The discussions in the Chamber of Deputies came on the second day of the Free Land Encampment, an annual three-day protest by indigenous groups held in Brazil’s capital.

Indigenous leaders from several regions attended the congressional hearing, many of them with traditional feathered headdresses and faces painted red or black. Marina Silva, a former environmental minister and presidential candidate, also attended the meeting.

More than 1,000 indigenous people set up tents on the lawn of the congressional building Wednesday and began demonstrating against President Jair Bolsonaro’s vow to encourage the expansion of mining and industrial farming in protected indigenous areas.

“What is being disputed is the land,” said Sonia Guajajara, an indigenous leader and former vice-presidential candidate.

Bolsonaro ”wants to give the indigenous territories to the United States, to foreigners, to explore our natural resources. We fight not only for our rights, our constitutional rights, but for our right to exist,” Guajajara told The Associated Press on Wednesday night.

“Where indigenous lands are demarcated, registered and controlled by the peoples, these territories are preserved and cared for,” said Cleber Cesar Buzatto, secretary general of the Indigenous Missionary Council, a rights group linked to the Roman Catholic Church. “In some regions, in some states like Rondonia, Mato Grosso, Maranhao, these lands are like true oases in the middle of farming commodities fields, and of a lot of environmental destruction.”

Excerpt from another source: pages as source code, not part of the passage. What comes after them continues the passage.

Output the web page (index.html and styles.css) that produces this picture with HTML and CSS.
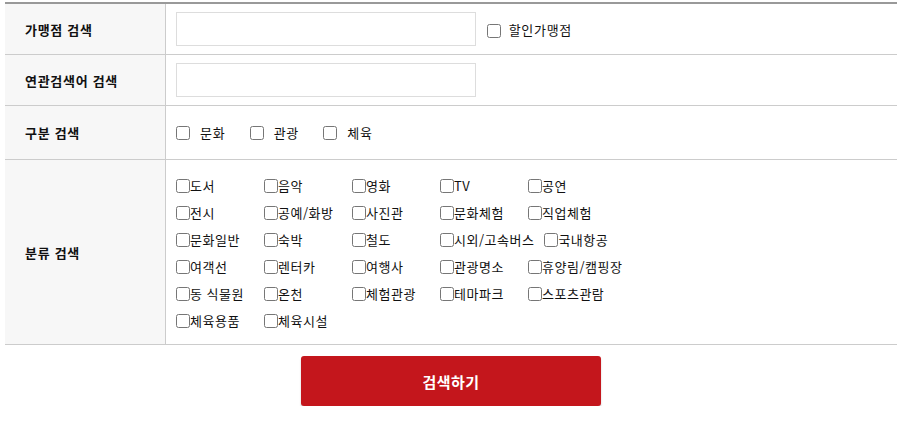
FILE: index.html
```html
<!DOCTYPE html>
<html lang="ko">
<head>
    <meta charset="UTF-8" />
    <title>가맹점 검색</title>
    <link rel="stylesheet" href="styles.css">
</head>
<body>
    <div class="search-box">
        <table class="search-table">
            <tr class="row-store">
                <th>가맹점 검색</th>
                <td>
                    <input type="text" class="text-input">
                    <label class="chk-inline"><input type="checkbox"> 할인가맹점</label>
                </td>
            </tr>
            <tr class="row-keyword">
                <th>연관검색어 검색</th>
                <td><input type="text" class="text-input"></td>
            </tr>
            <tr class="row-type">
                <th>구분 검색</th>
                <td>
                    <label class="chk-type"><input type="checkbox">문화</label>
                    <label class="chk-type"><input type="checkbox">관광</label>
                    <label class="chk-type"><input type="checkbox">체육</label>
                </td>
            </tr>
            <tr class="row-cate">
                <th>분류 검색</th>
                <td>
                    <div class="cate-list">
                        <label><input type="checkbox">도서</label>
                        <label><input type="checkbox">음악</label>
                        <label><input type="checkbox">영화</label>
                        <label><input type="checkbox">TV</label>
                        <label><input type="checkbox">공연</label>
                        <label><input type="checkbox">전시</label>
                        <label><input type="checkbox">공예/화방</label>
                        <label><input type="checkbox">사진관</label>
                        <label><input type="checkbox">문화체험</label>
                        <label><input type="checkbox">직업체험</label>
                        <label><input type="checkbox">문화일반</label>
                        <label><input type="checkbox">숙박</label>
                        <label><input type="checkbox">철도</label>
                        <label><input type="checkbox">시외/고속버스</label>
                        <label><input type="checkbox">국내항공</label>
                        <label><input type="checkbox">여객선</label>
                        <label><input type="checkbox">렌터카</label>
                        <label><input type="checkbox">여행사</label>
                        <label><input type="checkbox">관광명소</label>
                        <label><input type="checkbox">휴양림/캠핑장</label>
                        <label><input type="checkbox">동 식물원</label>
                        <label><input type="checkbox">온천</label>
                        <label><input type="checkbox">체험관광</label>
                        <label><input type="checkbox">테마파크</label>
                        <label><input type="checkbox">스포츠관람</label>
                        <label><input type="checkbox">체육용품</label>
                        <label><input type="checkbox">체육시설</label>
                    </div>
                </td>
            </tr>
        </table>
        <div class="btn-area">
            <button class="btn-search">검색하기</button>
        </div>
    </div>
</body>
</html>
```

FILE: styles.css
```css
body {
    margin: 0;
    font-family: "Noto Sans CJK KR", "Noto Sans", sans-serif;
    font-size: 13px;
    letter-spacing: 0.7px;
    color: #111;
    background-color: #fff;
}

.search-box {
    padding: 2px 21px 0 5px;
}

.search-table {
    width: 100%;
    border-collapse: collapse;
    border-top: 2px solid #999;
}

.search-table th {
    width: 140px;
    padding: 0 0 0 20px;
    text-align: left;
    font-weight: bold;
    background-color: #f7f7f7;
    border-right: 1px solid #ccc;
    border-bottom: 1px solid #ccc;
}

.search-table td {
    padding: 0 0 0 10px;
    border-bottom: 1px solid #ccc;
}

.row-store th, .row-store td { height: 50px; }
.row-keyword th, .row-keyword td { height: 50px; }
.row-type th, .row-type td { height: 53px; }

.text-input {
    width: 300px;
    height: 34px;
    box-sizing: border-box;
    border: 1px solid #ddd;
    margin: 0;
    vertical-align: middle;
}

input[type="checkbox"] {
    width: 14px;
    height: 14px;
    margin: 0;
    vertical-align: middle;
}

.chk-inline {
    margin-left: 7px;
    vertical-align: middle;
}

.chk-inline input {
    margin-right: 3px;
}

.chk-type {
    margin-right: 20px;
}

.chk-type input {
    margin-right: 10px;
    position: relative;
    top: -1px;
}

.cate-list {
    display: flex;
    flex-wrap: wrap;
    max-width: 470px;
    padding: 12px 0 10px;
}

.cate-list label {
    min-width: 78px;
    margin-right: 10px;
    line-height: 27px;
    white-space: nowrap;
    letter-spacing: 0.5px;
}

.cate-list input {
    position: relative;
    top: -1px;
}

.btn-area {
    text-align: center;
    padding-top: 11px;
}

.btn-search {
    width: 300px;
    height: 50px;
    border: none;
    border-radius: 3px;
    background-color: #c4161c;
    color: #fff;
    font-family: inherit;
    font-size: 15px;
    font-weight: bold;
    letter-spacing: 0.5px;
    box-shadow: 0 2px 2px #ccc;
    cursor: pointer;
}
```
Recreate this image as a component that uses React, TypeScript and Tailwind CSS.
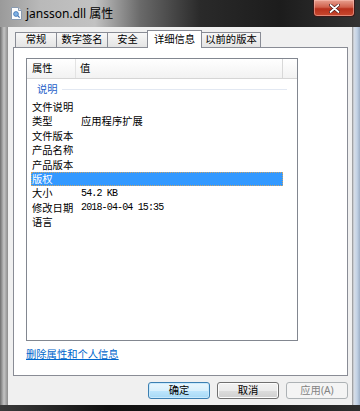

Soon after being sworn in Jan. 1, Bolsonaro transferred the authority for designating indigenous land and granting environmental licenses for businesses on indigenous reserves from the government’s indigenous affairs agency to the Agriculture Ministry. He also shifted the indigenous affairs agency, FUNAI, from the Justice Ministry to a new ministry for family, women and human rights that is being led by an ultraconservative evangelical pastor.

During an earlier meeting with Chamber of Deputies Speaker Rodrigo Maia on Wednesday, Ivan Valente, a lawmaker who is part of an indigenous lobbying group, said the president’s changes were “leaving the fox taking over the chicken coop.”

Maia responded by saying that he would push to undo the changes when the proposals come up for debate.

Putting FUNAI back under the Justice Ministry “seems to me the most reasonable, the most rational (decision) that guarantees more security for each one of you,” Maia said.

Guajajara told a cheering crowd that indigenous leaders will continue to oppose Bolsonaro’s plans.

“We are in Brasilia to show that our resistance is strong and that our compromise with our peoples is bigger than any imposition. We are not going to accept these attacks with our arms crossed,” Guajajara said.

At a gathering in 2017, police shot tear gas at indigenous protesters who fired back with bows and arrows.

On Thursday, while the lower house commission was discussing the future role of indigenous communities in the protection of the environment, the Senate held a special session to honour the indigenous peoples of Brazil.

This year’s protest is to end with a group march Friday.